* Begin Provided data *
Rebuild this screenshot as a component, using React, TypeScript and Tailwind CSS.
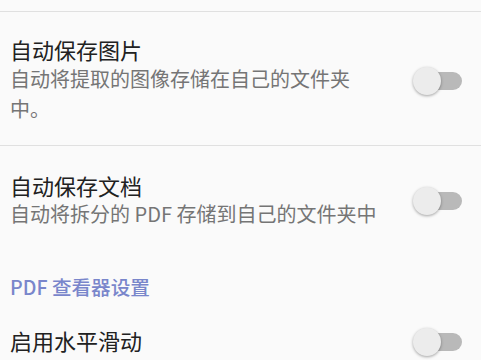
* End Provided data *
* Begin Provided data *
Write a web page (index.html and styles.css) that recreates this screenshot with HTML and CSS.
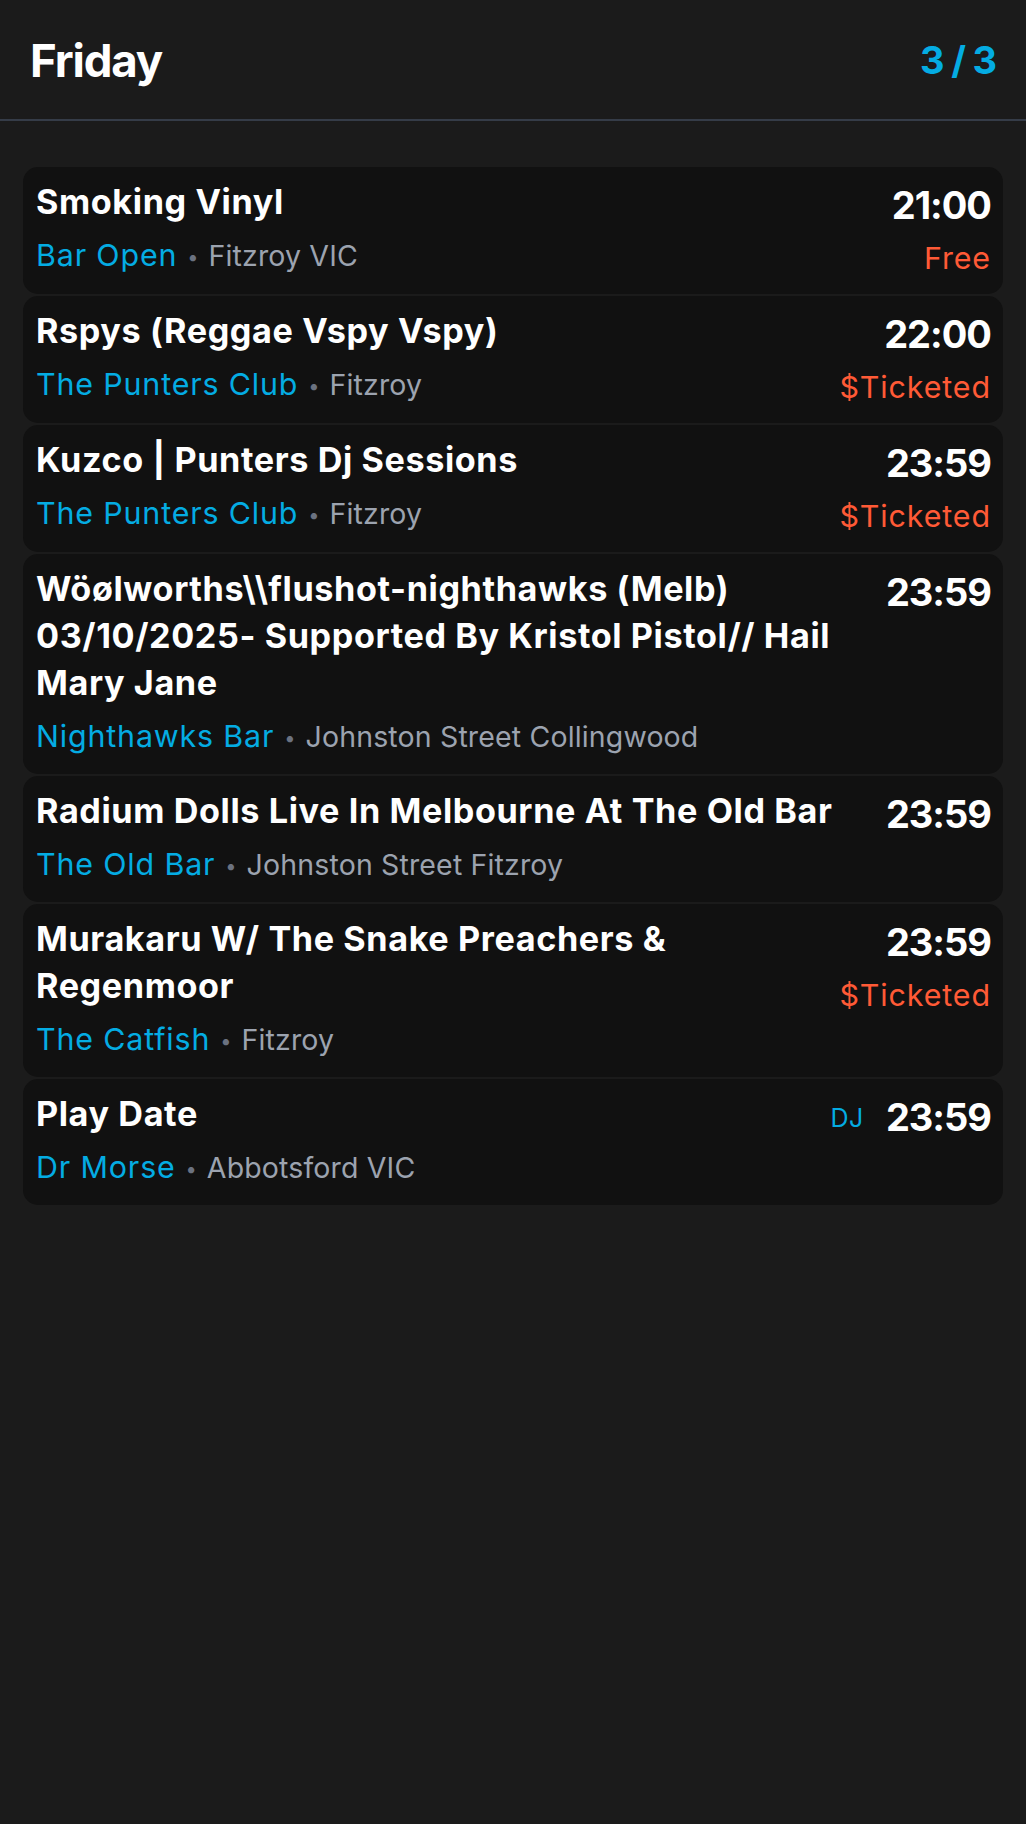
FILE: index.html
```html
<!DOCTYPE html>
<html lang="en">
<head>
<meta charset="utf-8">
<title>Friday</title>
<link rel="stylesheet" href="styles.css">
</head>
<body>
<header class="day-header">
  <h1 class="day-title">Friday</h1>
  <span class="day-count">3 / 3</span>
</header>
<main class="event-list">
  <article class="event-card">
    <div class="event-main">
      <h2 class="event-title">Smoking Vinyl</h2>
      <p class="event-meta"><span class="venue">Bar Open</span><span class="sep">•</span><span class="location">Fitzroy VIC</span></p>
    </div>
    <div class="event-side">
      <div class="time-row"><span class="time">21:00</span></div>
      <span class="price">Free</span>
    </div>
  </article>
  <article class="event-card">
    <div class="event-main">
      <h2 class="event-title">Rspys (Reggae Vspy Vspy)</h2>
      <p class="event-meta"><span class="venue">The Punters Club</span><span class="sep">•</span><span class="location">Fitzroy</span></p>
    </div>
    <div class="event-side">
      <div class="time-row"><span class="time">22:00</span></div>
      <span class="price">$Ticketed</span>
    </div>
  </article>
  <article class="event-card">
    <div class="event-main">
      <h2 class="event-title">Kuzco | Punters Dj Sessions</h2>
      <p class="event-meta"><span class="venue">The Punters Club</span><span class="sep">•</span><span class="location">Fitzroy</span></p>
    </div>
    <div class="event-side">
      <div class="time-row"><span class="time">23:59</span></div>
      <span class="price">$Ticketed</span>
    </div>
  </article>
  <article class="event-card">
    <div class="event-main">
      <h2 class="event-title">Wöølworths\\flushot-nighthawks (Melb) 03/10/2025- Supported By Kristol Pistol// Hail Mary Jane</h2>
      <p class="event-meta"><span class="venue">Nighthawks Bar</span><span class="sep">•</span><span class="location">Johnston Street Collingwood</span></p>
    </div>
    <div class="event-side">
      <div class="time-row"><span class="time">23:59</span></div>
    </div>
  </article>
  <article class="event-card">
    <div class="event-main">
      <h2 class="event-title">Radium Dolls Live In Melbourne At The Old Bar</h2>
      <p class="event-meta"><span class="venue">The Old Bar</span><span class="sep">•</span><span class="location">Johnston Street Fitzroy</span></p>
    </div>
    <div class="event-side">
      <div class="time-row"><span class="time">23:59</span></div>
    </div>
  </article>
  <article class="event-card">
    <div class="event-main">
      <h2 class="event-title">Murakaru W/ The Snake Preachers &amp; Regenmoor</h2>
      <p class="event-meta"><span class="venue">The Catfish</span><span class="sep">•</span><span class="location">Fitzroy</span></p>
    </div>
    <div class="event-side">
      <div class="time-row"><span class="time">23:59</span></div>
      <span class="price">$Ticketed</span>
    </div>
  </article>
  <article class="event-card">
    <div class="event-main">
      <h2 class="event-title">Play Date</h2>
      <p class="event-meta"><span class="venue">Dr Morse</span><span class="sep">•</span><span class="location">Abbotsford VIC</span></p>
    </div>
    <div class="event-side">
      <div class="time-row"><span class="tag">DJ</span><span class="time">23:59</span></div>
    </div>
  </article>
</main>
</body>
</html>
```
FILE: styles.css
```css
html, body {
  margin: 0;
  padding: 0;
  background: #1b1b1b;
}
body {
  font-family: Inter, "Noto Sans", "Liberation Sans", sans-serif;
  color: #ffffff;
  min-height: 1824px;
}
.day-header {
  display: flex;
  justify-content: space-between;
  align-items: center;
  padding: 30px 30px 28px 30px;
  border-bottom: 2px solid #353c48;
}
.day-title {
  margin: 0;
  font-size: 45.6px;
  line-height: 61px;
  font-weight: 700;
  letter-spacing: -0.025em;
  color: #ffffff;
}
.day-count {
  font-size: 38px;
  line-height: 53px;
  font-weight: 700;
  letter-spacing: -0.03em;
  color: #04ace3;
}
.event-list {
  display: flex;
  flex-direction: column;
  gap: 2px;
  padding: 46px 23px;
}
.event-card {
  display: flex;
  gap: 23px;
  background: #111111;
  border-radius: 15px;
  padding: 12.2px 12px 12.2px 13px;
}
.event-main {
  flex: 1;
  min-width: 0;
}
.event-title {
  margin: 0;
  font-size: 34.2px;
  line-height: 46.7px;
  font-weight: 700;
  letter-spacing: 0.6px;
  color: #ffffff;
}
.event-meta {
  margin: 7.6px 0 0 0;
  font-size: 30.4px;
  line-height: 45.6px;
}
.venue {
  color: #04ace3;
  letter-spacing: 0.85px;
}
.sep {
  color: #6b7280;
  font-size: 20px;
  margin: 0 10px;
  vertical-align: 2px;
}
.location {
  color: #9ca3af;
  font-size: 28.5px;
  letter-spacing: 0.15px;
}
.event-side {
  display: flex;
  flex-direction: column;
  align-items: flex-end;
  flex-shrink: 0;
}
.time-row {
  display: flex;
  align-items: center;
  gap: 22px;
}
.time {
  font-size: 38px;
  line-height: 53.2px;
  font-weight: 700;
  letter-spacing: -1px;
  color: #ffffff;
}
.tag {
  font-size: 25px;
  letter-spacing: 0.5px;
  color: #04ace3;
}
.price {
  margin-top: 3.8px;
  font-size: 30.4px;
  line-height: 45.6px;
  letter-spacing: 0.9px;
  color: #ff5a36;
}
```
* End Provided data *
-- Task details --
Pull out every line in the data above that has the word "styles".

-- Solution to this exercise --
Write a web page (index.html and styles.css) that recreates this screenshot with HTML and CSS.
<link rel="stylesheet" href="styles.css">
FILE: styles.css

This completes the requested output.